- [INSTRUCTION] Copy out the listing that follows, exact in every word, and skip the images.

- [DATASET EXCERPT]
------------------------------------

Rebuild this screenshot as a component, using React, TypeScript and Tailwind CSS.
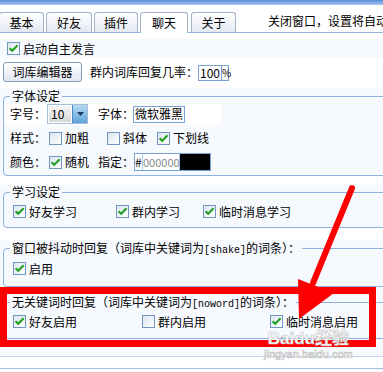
import React from "react";

const Check = ({ on }: { on?: boolean }) => (
  <span className="flex h-[13px] w-[13px] shrink-0 items-center justify-center border border-[#6f97c2] bg-gradient-to-br from-[#dde5ee] to-white">
    {on && (
      <svg width="11" height="11" viewBox="0 0 11 11">
        <path d="M1.6 5.2 L4.2 7.8 L9.6 2.2" fill="none" stroke="#22a022" strokeWidth="2.2" />
      </svg>
    )}
  </span>
);

const Item = ({ on, children, className = "" }: { on?: boolean; children: React.ReactNode; className?: string }) => (
  <span className={"flex shrink-0 items-center gap-[3px] whitespace-nowrap " + className}>
    <Check on={on} />
    <span>{children}</span>
  </span>
);

const Tab = ({ active, children, className = "" }: { active?: boolean; children: React.ReactNode; className?: string }) => (
  <div
    className={
      "flex shrink-0 items-center justify-center rounded-t-[3px] border border-b-0 border-[#a3b3c9] " +
      (active ? "mb-[-1px] h-[21px] bg-white " : "h-[20px] bg-gradient-to-b from-white to-[#e4e9f1] ") +
      className
    }
  >
    {children}
  </div>
);

const Mono = ({ children }: { children: React.ReactNode }) => (
  <span className="font-['Liberation_Mono',monospace] text-[10px] leading-[10px]">{children}</span>
);

const Group = ({ title, children, className = "" }: { title: React.ReactNode; children: React.ReactNode; className?: string }) => (
  <fieldset className={"ml-[3px] mr-[-8px] rounded-[4px] border border-[#8db2e2] " + className}>
    <legend className="ml-[6px] h-[14px] whitespace-nowrap px-[2px] leading-[14px]">{title}</legend>
    {children}
  </fieldset>
);

export default function App() {
  return (
    <div className="relative h-[372px] w-[383px] overflow-hidden bg-white font-['Noto_Sans_CJK_SC',sans-serif] text-[12px] leading-[14px] text-black">
      <div className="h-[5px] bg-gradient-to-b from-[#5a8edb] to-[#a9c6ef]" />

      {/* tabs */}
      <div className="flex h-[28px] items-end border-b border-[#93b4e0] bg-white">
        <Tab className="ml-[-1px] w-[45px]">基本</Tab>
        <Tab className="ml-[2px] w-[46px]">好友</Tab>
        <Tab className="ml-[2px] w-[44px]">插件</Tab>
        <Tab active className="ml-[2px] w-[48px]">聊天</Tab>
        <Tab className="ml-[3px] w-[45px]">关于</Tab>
        <span className="mb-[4px] ml-[32px] shrink-0 whitespace-nowrap">关闭窗口，设置将自动保存</span>
      </div>

      <div className="mt-[6px] flex h-[19px] items-center bg-[#f5f9fd] pl-[7px]">
        <Item on className="gap-[2px]">启动自主发言</Item>
      </div>

      <div className="flex h-[30px] items-start bg-white pl-[3px] pt-[4px]">
        <button className="flex h-[20px] w-[79px] shrink-0 items-center justify-center rounded-[3px] border border-[#7f9db9] bg-gradient-to-b from-white to-[#e2e8f1]">
          词库编辑器
        </button>
        <span className="ml-[8px] mt-[3px] shrink-0">群内词库回复几率：</span>
        <span className="mt-[3px] flex h-[16px] w-[24px] shrink-0 items-center border border-[#7ba3d8] bg-white pl-[1px]">100</span>
        <span className="mt-[3px] flex h-[16px] w-[7px] shrink-0 items-center border border-l-0 border-[#7ba3d8] text-[10px]">%</span>
      </div>

      {/* 字体设定 */}
      <div className="bg-[#f6f9fd] pt-[1px]">
        <Group title="字体设定" className="pb-[2px]">
          <div className="flex h-[22px] items-center">
            <div className="flex h-[21px] w-[217px] items-center bg-white pl-[6px]">
              <span className="w-[37px] shrink-0">字号：</span>
              <span className="flex h-[20px] w-[41px] shrink-0 border border-[#a9bcd6] bg-white">
                <span className="m-[1px] flex flex-1 items-center bg-gradient-to-b from-[#f4f4f4] to-[#d8d8d8] pl-[2px]">10</span>
                <span className="flex w-[15px] items-center justify-center border-l border-[#4f8cc6] bg-gradient-to-b from-[#b3dbf6] to-[#5fa3d9]">
                  <svg width="7" height="4" viewBox="0 0 7 4">
                    <path d="M0 0 H7 L3.5 4 Z" fill="#1d3b66" />
                  </svg>
                </span>
              </span>
              <span className="ml-[10px] w-[36px] shrink-0">字体：</span>
              <span className="ml-[-1px] flex h-[17px] w-[52px] shrink-0 items-center border border-[#7ba3d8] bg-white pl-[1px]">微软雅黑</span>
            </div>
          </div>
          <div className="flex h-[26px] items-center pl-[6px]">
            <span className="w-[39px] shrink-0">样式：</span>
            <Item className="w-[58px]">加粗</Item>
            <Item className="w-[50px]">斜体</Item>
            <Item on>下划线</Item>
          </div>
          <div className="flex h-[22px] items-center pl-[6px]">
            <span className="w-[39px] shrink-0">颜色：</span>
            <Item on className="w-[49px]">随机</Item>
            <span className="w-[36px] shrink-0">指定：</span>
            <span className="flex h-[18px] shrink-0 items-stretch border border-[#7ba3d8] bg-white">
              <span className="flex w-[7px] items-center">#</span>
              <span className="flex w-[38px] items-center border-x border-[#a9c6ea] text-[11px] text-[#8a8a8a]">000000</span>
              <span className="w-[30px] bg-black" />
            </span>
          </div>
        </Group>
      </div>

      {/* 学习设定 */}
      <div className="mt-[9px] bg-[#f6f9fd]">
        <Group title="学习设定" className="pb-[3px]">
          <div className="flex h-[25px] items-center pl-[9px]">
            <Item on className="w-[103px]">好友学习</Item>
            <Item on className="w-[87px]">群内学习</Item>
            <Item on>临时消息学习</Item>
          </div>
        </Group>
      </div>

      {/* shake */}
      <div className="mt-[12px] bg-[#f6f9fd] pt-[1px]">
        <Group
          title={
            <>
              窗口被抖动时回复（词库中关键词为<Mono>[shake]</Mono>的词条）：
            </>
          }
          className="pb-[4px]"
        >
          <div className="flex h-[27px] items-center pl-[9px]">
            <Item on>启用</Item>
          </div>
        </Group>
      </div>

      {/* noword */}
      <div className="bg-[#f6f9fd] pb-[17px] pt-[8px]">
        <Group
          title={
            <>
              无关键词时回复（词库中关键词为<Mono>[noword]</Mono>的词条）：
            </>
          }
          className="pb-[4px]"
        >
          <div className="flex h-[25px] items-center pl-[9px]">
            <Item on className="w-[129px]">好友启用</Item>
            <Item className="w-[128px]">群内启用</Item>
            <Item on>临时消息启用</Item>
          </div>
        </Group>
      </div>
      <div className="h-[12px] border-t border-[#c6d5ec] bg-white" />
      <div className="h-[2px] border-t border-[#a3bde4] bg-[#f6f9fd]" />

      {/* annotation */}
      <div className="absolute left-0 top-[287px] h-[60px] w-[376px] border-[7px] border-[#ff0000]" />
      <svg className="pointer-events-none absolute left-0 top-0" width="383" height="372" viewBox="0 0 383 372">
        <line x1="352" y1="188" x2="313" y2="283" stroke="#ff0000" strokeWidth="6" strokeLinecap="round" />
        <polygon points="298,279 334,293 299,319" fill="#ff0000" />
      </svg>

      {/* watermark */}
      <div className="pointer-events-none absolute left-[264px] top-[328px] flex flex-col items-center text-white [-webkit-text-stroke:0.6px_#c0c0c0]">
        <span className="font-['Liberation_Sans',sans-serif] text-[17px] font-bold leading-[18px]">
          Baidu<span className="font-['Noto_Sans_CJK_SC',sans-serif]">经验</span>
        </span>
        <span className="font-['Liberation_Sans',sans-serif] text-[11px] leading-[12px]">jingyan.baidu.com</span>
      </div>
    </div>
  );
}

------------------------------------

- [SOLUTION TO THE EXERCISE]
Rebuild this screenshot as a component, using React, TypeScript and Tailwind CSS.
import React from "react";

const Check = ({ on }: { on?: boolean }) => (
  <span className="flex h-[13px] w-[13px] shrink-0 items-center justify-center border border-[#6f97c2] bg-gradient-to-br from-[#dde5ee] to-white">
    {on && (
      <svg width="11" height="11" viewBox="0 0 11 11">
        <path d="M1.6 5.2 L4.2 7.8 L9.6 2.2" fill="none" stroke="#22a022" strokeWidth="2.2" />
      </svg>
    )}
  </span>
);

const Item = ({ on, children, className = "" }: { on?: boolean; children: React.ReactNode; className?: string }) => (
  <span className={"flex shrink-0 items-center gap-[3px] whitespace-nowrap " + className}>
    <Check on={on} />
    <span>{children}</span>
  </span>
);

const Tab = ({ active, children, className = "" }: { active?: boolean; children: React.ReactNode; className?: string }) => (
  <div
    className={
      "flex shrink-0 items-center justify-center rounded-t-[3px] border border-b-0 border-[#a3b3c9] " +
      (active ? "mb-[-1px] h-[21px] bg-white " : "h-[20px] bg-gradient-to-b from-white to-[#e4e9f1] ") +
      className
    }
  >
    {children}
  </div>
);

const Mono = ({ children }: { children: React.ReactNode }) => (
  <span className="font-['Liberation_Mono',monospace] text-[10px] leading-[10px]">{children}</span>
);

const Group = ({ title, children, className = "" }: { title: React.ReactNode; children: React.ReactNode; className?: string }) => (
  <fieldset className={"ml-[3px] mr-[-8px] rounded-[4px] border border-[#8db2e2] " + className}>
    <legend className="ml-[6px] h-[14px] whitespace-nowrap px-[2px] leading-[14px]">{title}</legend>
    {children}
  </fieldset>
);

export default function App() {
  return (
    <div className="relative h-[372px] w-[383px] overflow-hidden bg-white font-['Noto_Sans_CJK_SC',sans-serif] text-[12px] leading-[14px] text-black">
      <div className="h-[5px] bg-gradient-to-b from-[#5a8edb] to-[#a9c6ef]" />

      {/* tabs */}
      <div className="flex h-[28px] items-end border-b border-[#93b4e0] bg-white">
        <Tab className="ml-[-1px] w-[45px]">基本</Tab>
        <Tab className="ml-[2px] w-[46px]">好友</Tab>
        <Tab className="ml-[2px] w-[44px]">插件</Tab>
        <Tab active className="ml-[2px] w-[48px]">聊天</Tab>
        <Tab className="ml-[3px] w-[45px]">关于</Tab>
        <span className="mb-[4px] ml-[32px] shrink-0 whitespace-nowrap">关闭窗口，设置将自动保存</span>
      </div>

      <div className="mt-[6px] flex h-[19px] items-center bg-[#f5f9fd] pl-[7px]">
        <Item on className="gap-[2px]">启动自主发言</Item>
      </div>

      <div className="flex h-[30px] items-start bg-white pl-[3px] pt-[4px]">
        <button className="flex h-[20px] w-[79px] shrink-0 items-center justify-center rounded-[3px] border border-[#7f9db9] bg-gradient-to-b from-white to-[#e2e8f1]">
          词库编辑器
        </button>
        <span className="ml-[8px] mt-[3px] shrink-0">群内词库回复几率：</span>
        <span className="mt-[3px] flex h-[16px] w-[24px] shrink-0 items-center border border-[#7ba3d8] bg-white pl-[1px]">100</span>
        <span className="mt-[3px] flex h-[16px] w-[7px] shrink-0 items-center border border-l-0 border-[#7ba3d8] text-[10px]">%</span>
      </div>

      {/* 字体设定 */}
      <div className="bg-[#f6f9fd] pt-[1px]">
        <Group title="字体设定" className="pb-[2px]">
          <div className="flex h-[22px] items-center">
            <div className="flex h-[21px] w-[217px] items-center bg-white pl-[6px]">
              <span className="w-[37px] shrink-0">字号：</span>
              <span className="flex h-[20px] w-[41px] shrink-0 border border-[#a9bcd6] bg-white">
                <span className="m-[1px] flex flex-1 items-center bg-gradient-to-b from-[#f4f4f4] to-[#d8d8d8] pl-[2px]">10</span>
                <span className="flex w-[15px] items-center justify-center border-l border-[#4f8cc6] bg-gradient-to-b from-[#b3dbf6] to-[#5fa3d9]">
                  <svg width="7" height="4" viewBox="0 0 7 4">
                    <path d="M0 0 H7 L3.5 4 Z" fill="#1d3b66" />
                  </svg>
                </span>
              </span>
              <span className="ml-[10px] w-[36px] shrink-0">字体：</span>
              <span className="ml-[-1px] flex h-[17px] w-[52px] shrink-0 items-center border border-[#7ba3d8] bg-white pl-[1px]">微软雅黑</span>
            </div>
          </div>
          <div className="flex h-[26px] items-center pl-[6px]">
            <span className="w-[39px] shrink-0">样式：</span>
            <Item className="w-[58px]">加粗</Item>
            <Item className="w-[50px]">斜体</Item>
            <Item on>下划线</Item>
          </div>
          <div className="flex h-[22px] items-center pl-[6px]">
            <span className="w-[39px] shrink-0">颜色：</span>
            <Item on className="w-[49px]">随机</Item>
            <span className="w-[36px] shrink-0">指定：</span>
            <span className="flex h-[18px] shrink-0 items-stretch border border-[#7ba3d8] bg-white">
              <span className="flex w-[7px] items-center">#</span>
              <span className="flex w-[38px] items-center border-x border-[#a9c6ea] text-[11px] text-[#8a8a8a]">000000</span>
              <span className="w-[30px] bg-black" />
            </span>
          </div>
        </Group>
      </div>

      {/* 学习设定 */}
      <div className="mt-[9px] bg-[#f6f9fd]">
        <Group title="学习设定" className="pb-[3px]">
          <div className="flex h-[25px] items-center pl-[9px]">
            <Item on className="w-[103px]">好友学习</Item>
            <Item on className="w-[87px]">群内学习</Item>
            <Item on>临时消息学习</Item>
          </div>
        </Group>
      </div>

      {/* shake */}
      <div className="mt-[12px] bg-[#f6f9fd] pt-[1px]">
        <Group
          title={
            <>
              窗口被抖动时回复（词库中关键词为<Mono>[shake]</Mono>的词条）：
            </>
          }
          className="pb-[4px]"
        >
          <div className="flex h-[27px] items-center pl-[9px]">
            <Item on>启用</Item>
          </div>
        </Group>
      </div>

      {/* noword */}
      <div className="bg-[#f6f9fd] pb-[17px] pt-[8px]">
        <Group
          title={
            <>
              无关键词时回复（词库中关键词为<Mono>[noword]</Mono>的词条）：
            </>
          }
          className="pb-[4px]"
        >
          <div className="flex h-[25px] items-center pl-[9px]">
            <Item on className="w-[129px]">好友启用</Item>
            <Item className="w-[128px]">群内启用</Item>
            <Item on>临时消息启用</Item>
          </div>
        </Group>
      </div>
      <div className="h-[12px] border-t border-[#c6d5ec] bg-white" />
      <div className="h-[2px] border-t border-[#a3bde4] bg-[#f6f9fd]" />

      {/* annotation */}
      <div className="absolute left-0 top-[287px] h-[60px] w-[376px] border-[7px] border-[#ff0000]" />
      <svg className="pointer-events-none absolute left-0 top-0" width="383" height="372" viewBox="0 0 383 372">
        <line x1="352" y1="188" x2="313" y2="283" stroke="#ff0000" strokeWidth="6" strokeLinecap="round" />
        <polygon points="298,279 334,293 299,319" fill="#ff0000" />
      </svg>

      {/* watermark */}
      <div className="pointer-events-none absolute left-[264px] top-[328px] flex flex-col items-center text-white [-webkit-text-stroke:0.6px_#c0c0c0]">
        <span className="font-['Liberation_Sans',sans-serif] text-[17px] font-bold leading-[18px]">
          Baidu<span className="font-['Noto_Sans_CJK_SC',sans-serif]">经验</span>
        </span>
        <span className="font-['Liberation_Sans',sans-serif] text-[11px] leading-[12px]">jingyan.baidu.com</span>
      </div>
    </div>
  );
}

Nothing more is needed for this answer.